Glass passed the California bar examination in 2006 and filed an application for determination of moral character in 2007. It was not until the California State Bar moral character proceedings that Glass reviewed all of his articles, as well as the editorials The New Republic and other journals published to identify his fabrications, and ultimately identified fabrications that he previously had denied or failed to disclose. In the California proceedings, Glass was not forthright in acknowledging the defects in his New York bar application.

At the 2010 State Bar Court hearing resulting in the decision under review, Glass presented many character witnesses and introduced evidence regarding his lengthy course of psychotherapy, along with his own testimony and other evidence. Many of his efforts from the time of his exposure in 1998 until the 2010 hearing, however, seem to have been directed primarily at advancing his own well-being rather than returning something to the community. His evidence did not establish that he engaged in truly exemplary conduct over an extended period. We conclude that on this record he has not sustained his heavy burden of demonstrating rehabilitation and fitness for the practice of law.

The rules of legal ethics famously don’t always match the rules of everyday ethics. Just to give one example, it’s a lawyer’s job to try to undermine the credibility of a witness who has implicated his client in a crime, even if the lawyer is certain that the witness is telling the truth. In most contexts outside the legal system, similar behavior would be seen as dishonest (because it is aimed at getting the jury to disbelieve someone who is telling the truth) and cruel (because it may involve the public embarrassment of an innocent witness). But our legal system, rightly or wrongly, tells lawyers that acting this way — within certain limits — is their legal duty.

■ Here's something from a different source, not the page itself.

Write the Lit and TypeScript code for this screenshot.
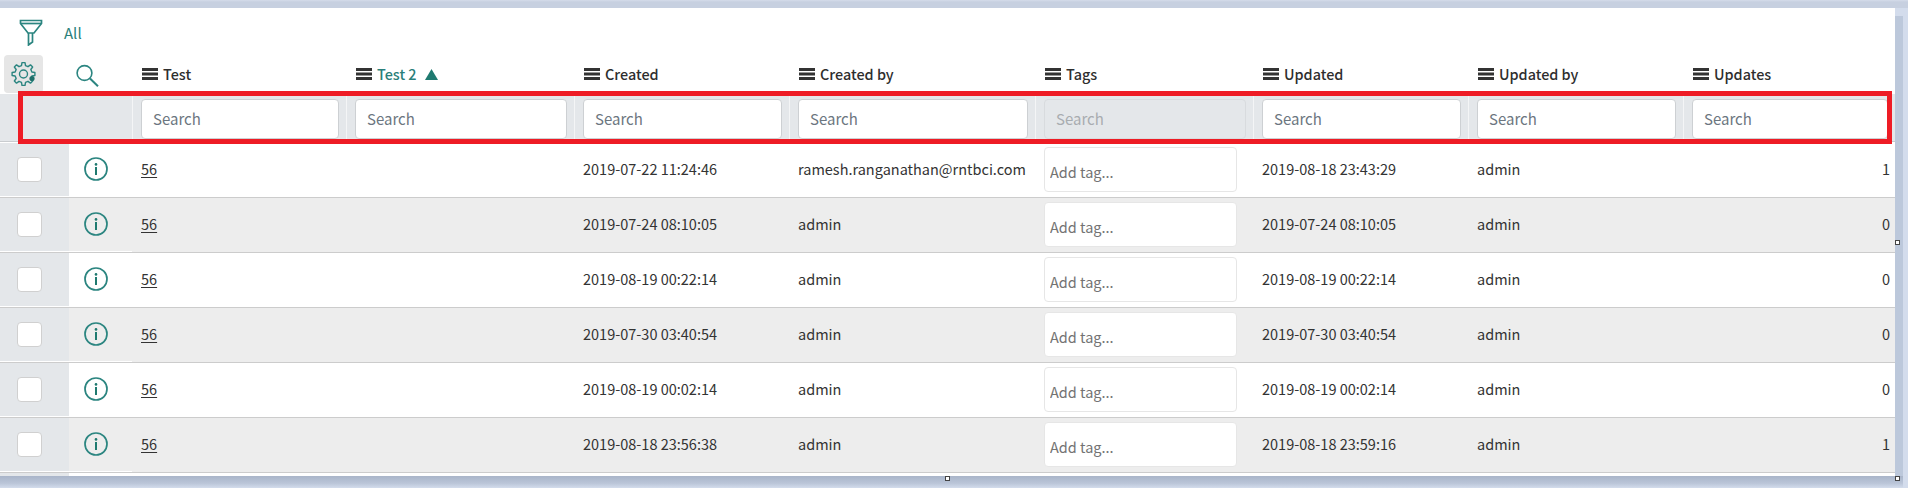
import { LitElement, html, css, svg } from "lit";
import { customElement } from "lit/decorators.js";

const COLS = [
  { label: "Test" },
  { label: "Test 2", sorted: true },
  { label: "Created" },
  { label: "Created by" },
  { label: "Tags", disabled: true },
  { label: "Updated" },
  { label: "Updated by" },
  { label: "Updates" },
];

const ROWS = [
  ["2019-07-22 11:24:46", "ramesh.ranganathan@rntbci.com", "2019-08-18 23:43:29", "1"],
  ["2019-07-24 08:10:05", "admin", "2019-07-24 08:10:05", "0"],
  ["2019-08-19 00:22:14", "admin", "2019-08-19 00:22:14", "0"],
  ["2019-07-30 03:40:54", "admin", "2019-07-30 03:40:54", "0"],
  ["2019-08-19 00:02:14", "admin", "2019-08-19 00:02:14", "0"],
  ["2019-08-18 23:56:38", "admin", "2019-08-18 23:59:16", "1"],
];

function gearPath(cx: number, cy: number, outer: number, inner: number, teeth: number) {
  let d = "";
  const step = (Math.PI * 2) / teeth;
  for (let i = 0; i < teeth; i++) {
    const a = i * step - Math.PI / 2;
    const pts: [number, number][] = [
      [inner, a - step * 0.3],
      [outer, a - step * 0.17],
      [outer, a + step * 0.17],
      [inner, a + step * 0.3],
    ];
    for (const [r, t] of pts) {
      d += `${d ? "L" : "M"}${(cx + r * Math.cos(t)).toFixed(2)} ${(cy + r * Math.sin(t)).toFixed(2)}`;
    }
  }
  return d + "Z";
}

const menuIcon = html`<svg class="menu" width="16" height="12" viewBox="0 0 16 12">
  <rect width="16" height="3" fill="#333"></rect>
  <rect y="4.5" width="16" height="3" fill="#333"></rect>
  <rect y="9" width="16" height="3" fill="#333"></rect>
</svg>`;

const infoIcon = html`<svg class="info" width="24" height="24" viewBox="0 0 24 24" fill="none">
  <circle cx="12" cy="12" r="11" stroke="#2b8580" stroke-width="1.7"></circle>
  <circle cx="12" cy="7.4" r="1.3" fill="#1f7a70"></circle>
  <rect x="11" y="10" width="2" height="8" fill="#1f7a70"></rect>
</svg>`;

@customElement("app-root")
export class AppRoot extends LitElement {
  static styles = css`
    :host {
      display: block;
      width: 1908px;
      height: 488px;
      position: relative;
      overflow: hidden;
      background: #d3dcec;
      font-family: "Noto Sans CJK SC", "Source Sans Pro", "Noto Sans", sans-serif;
      font-size: 14.5px;
      line-height: 20px;
      color: #333;
    }
    .top-band { height: 8px; background: linear-gradient(#d5dcea 0, #c7d0e0 2px, #c7d0e0 100%); }
    .middle { display: flex; height: 468px; }
    .panel { width: 1895px; height: 468px; background: #fff; overflow: hidden; flex: none; }
    .side { width: 8px; margin-top: 8px; background: #bcc8db; flex: none; }
    .bottom {
      height: 12px;
      width: 1903px;
      background: linear-gradient(#a9b5c9 0, #bac5d8 60%, #d3dcec 100%);
    }
    .toolbar { height: 47px; display: flex; align-items: flex-start; padding: 11px 0 0 19px; box-sizing: border-box; }
    .toolbar .all { margin-left: 21px; margin-top: 4px; color: #2b7f7a; font-size: 15px; }
    .grid {
      display: grid;
      grid-template-columns: 69px 63px 214px 228px 215px 246px 218px 215px 215px 212px;
    }
    .head { height: 39px; }
    .gear-box {
      margin-left: 4px;
      width: 39px;
      height: 38px;
      background: #e6e6e6;
      border-radius: 4px;
      display: flex;
      align-items: center;
      justify-content: center;
    }
    .search-cell { padding: 9px 0 0 7px; }
    .th {
      display: flex;
      align-items: center;
      padding: 1px 0 0 10px;
      height: 36px;
      box-sizing: content-box;
      font-weight: 500;
      font-size: 14.4px;
      color: #2e2e2e;
      white-space: nowrap;
    }
    .menu { margin-right: 5px; flex: none; }
    .th.sorted { color: #2b7f7a; }
    .tri { margin-left: 8px; }
    .filter { background: #e4e7ea; border-bottom: 1px solid #c9cccf; height: 47px; margin-bottom: 1px; }
    .f-spacer { grid-column: span 2; }
    .f-cell { border-left: 1px solid #f4f5f6; padding: 5px 7px 0 8px; }
    .f-cell input {
      display: block;
      width: 100%;
      height: 40px;
      box-sizing: border-box;
      background: #fff;
      border: 1px solid #cdd0d3;
      border-radius: 4px;
      padding: 0 11px 1px;
      font: inherit;
      font-size: 15px;
      outline: none;
    }
    .f-cell input::placeholder { color: #6c7680; opacity: 1; }
    .f-cell input:disabled { background: #e4e7ea; border-color: #d8dbde; }
    .f-cell input:disabled::placeholder { color: #a8acb0; }
    .row { height: 55px; box-sizing: border-box; border-bottom: 1px solid #cccccc; background: #fff; }
    .row.alt { background: #ededed; }
    .c {
      display: flex;
      align-items: center;
      padding: 0 0 2px 9px;
      height: 54px;
      box-sizing: border-box;
      white-space: nowrap;
      color: #333;
    }
    .c-check {
      background: #e4e7ea;
      border-bottom: 1px solid #fff;
      padding: 0 0 0 17px;
    }
    .check {
      width: 25px;
      height: 25px;
      box-sizing: border-box;
      background: #fff;
      border: 1px solid #d0d0d0;
      border-radius: 4px;
    }
    .c-info {
      border-bottom: 1px solid #fff;
      padding: 0 0 2px 15px;
    }
    .link { color: #333; text-decoration: underline; text-underline-offset: 2px; }
    .tag-cell { padding: 0 0 0 9px; display: block; }
    .tag {
      display: block;
      margin-top: 4px;
      width: 193px;
      height: 45px;
      box-sizing: border-box;
      background: #fff;
      border: 1px solid #e6e6e6;
      border-radius: 4px;
      padding: 3px 5px 0;
      font: inherit;
      outline: none;
    }
    .tag::placeholder { color: #737373; opacity: 1; }
    .num { justify-content: flex-end; padding: 0 5px 2px 0; }
    .tail { display: flex; height: 3px; }
    .tail i { width: 69px; background: #e4e7ea; }
    .highlight {
      position: absolute;
      left: 18px;
      top: 91px;
      width: 1874px;
      height: 53px;
      box-sizing: border-box;
      border: 5px solid #ee1c25;
      pointer-events: none;
    }
    .handle {
      position: absolute;
      width: 5px;
      height: 5px;
      box-sizing: border-box;
      background: #fff;
      border: 1px solid #444;
    }
    .h1 { left: 1895px; top: 240px; }
    .h2 { left: 945px; top: 476px; }
    .h3 { left: 1895px; top: 476px; }
  `;

  render() {
    return html`
      <div class="top-band"></div>
      <div class="middle">
        <div class="panel">
          <div class="toolbar">
            <svg width="24" height="27" viewBox="0 0 24 27" fill="none" stroke="#2b8580" stroke-width="1.7">
              <path d="M1.5 1.5H22.5V4.5L15 14H9L1.5 4.5Z"></path>
              <path d="M2 4.5H22"></path>
              <path d="M9.5 14V26L13.5 23V14"></path>
            </svg>
            <span class="all">All</span>
          </div>
          <div class="grid head">
            <div class="gear-box">
              <svg width="26" height="26" viewBox="0 0 26 26" fill="none" stroke="#2b8580" stroke-width="1.4">
                ${svg`<path d=${gearPath(12.5, 13, 11.5, 8.6, 8)} stroke-linejoin="round"></path>`}
                <circle cx="12.5" cy="13" r="4"></circle>
                <circle cx="21" cy="17.5" r="2.6" fill="#1f6f6a" stroke="none"></circle>
              </svg>
            </div>
            <div class="search-cell">
              <svg width="24" height="24" viewBox="0 0 24 24" fill="none" stroke="#2b8580" stroke-width="1.6">
                <circle cx="8.5" cy="9" r="7.4"></circle>
                <path d="M14 14.5L22 22.2" stroke-width="2"></path>
              </svg>
            </div>
            ${COLS.map(
              (c) => html`<div class="th ${c.sorted ? "sorted" : ""}">
                ${menuIcon}<span>${c.label}</span>
                ${c.sorted
                  ? html`<svg class="tri" width="13" height="11" viewBox="0 0 13 11"><path d="M6.5 0L13 11H0Z" fill="#1f7a70"></path></svg>`
                  : ""}
              </div>`
            )}
          </div>
          <div class="grid filter">
            <div class="f-spacer"></div>
            ${COLS.map(
              (c) => html`<div class="f-cell"><input placeholder="Search" ?disabled=${c.disabled} /></div>`
            )}
          </div>
          ${ROWS.map(
            (r, i) => html`<div class="grid row ${i % 2 ? "alt" : ""}">
              <div class="c c-check"><div class="check"></div></div>
              <div class="c c-info">${infoIcon}</div>
              <div class="c"><span class="link">56</span></div>
              <div class="c"></div>
              <div class="c">${r[0]}</div>
              <div class="c">${r[1]}</div>
              <div class="c tag-cell"><input class="tag" placeholder="Add tag..." /></div>
              <div class="c">${r[2]}</div>
              <div class="c">admin</div>
              <div class="c num">${r[3]}</div>
            </div>`
          )}
          <div class="tail"><i></i></div>
        </div>
        <div class="side"></div>
      </div>
      <div class="bottom"></div>
      <div class="highlight"></div>
      <div class="handle h1"></div>
      <div class="handle h2"></div>
      <div class="handle h3"></div>
    `;
  }
}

Yet despite this, the legal system does care a good deal about lawyer ethics, as it defines them. And a propensity to outright fabrication is something state bars and state supreme courts are extremely worried about, even if it happens outside the context of legal practice. (The opinion pointed to the fact that, though Glass was in a different profession at the time, that profession also has firm standards related to honesty, and Glass egregiously violated those standards; it also noted that some of Glass’s fabrications occurred while he was going to law school.)

As the opinion relates, many character witnesses for Glass reported that they think he has changed, and the State Bar Court agreed. The California Supreme Court, however, wasn’t persuaded, partly because it concluded that:

Glass’s lack of integrity and forthrightness continued beyond the time he was engaged in journalism. Once he was exposed, Glass’s response was to protect himself, not to freely and fully admit and catalogue all of his fabrications. He never fully cooperated with his employers to clarify the record, failed to carefully review the editorials they published to describe the fabrications to their readership, made misrepresentations to The New Republic regarding some of his work during the period he purported to be cooperating with that magazine, and indeed some of his fabrications did not come to light until the California State Bar proceedings. He refused to speak to his editor at George magazine when the latter called to ask for help in identifying fabrications in the articles Glass wrote for that magazine.

The record also discloses instances of dishonesty and disingenuousness occurring after Glass’s exposure, up to and including the State Bar evidentiary hearing in 2010. In the New York bar proceedings that ended in 2004, as even the State Bar Court majority acknowledged, he made misrepresentations concerning his cooperation with The New Republic and other publications and efforts to aid them identify all of his fabrications. He also submitted an incomplete list of articles that injured others….

Our review of the record indicates hypocrisy and evasiveness in Glass’s testimony at the California State Bar hearing, as well.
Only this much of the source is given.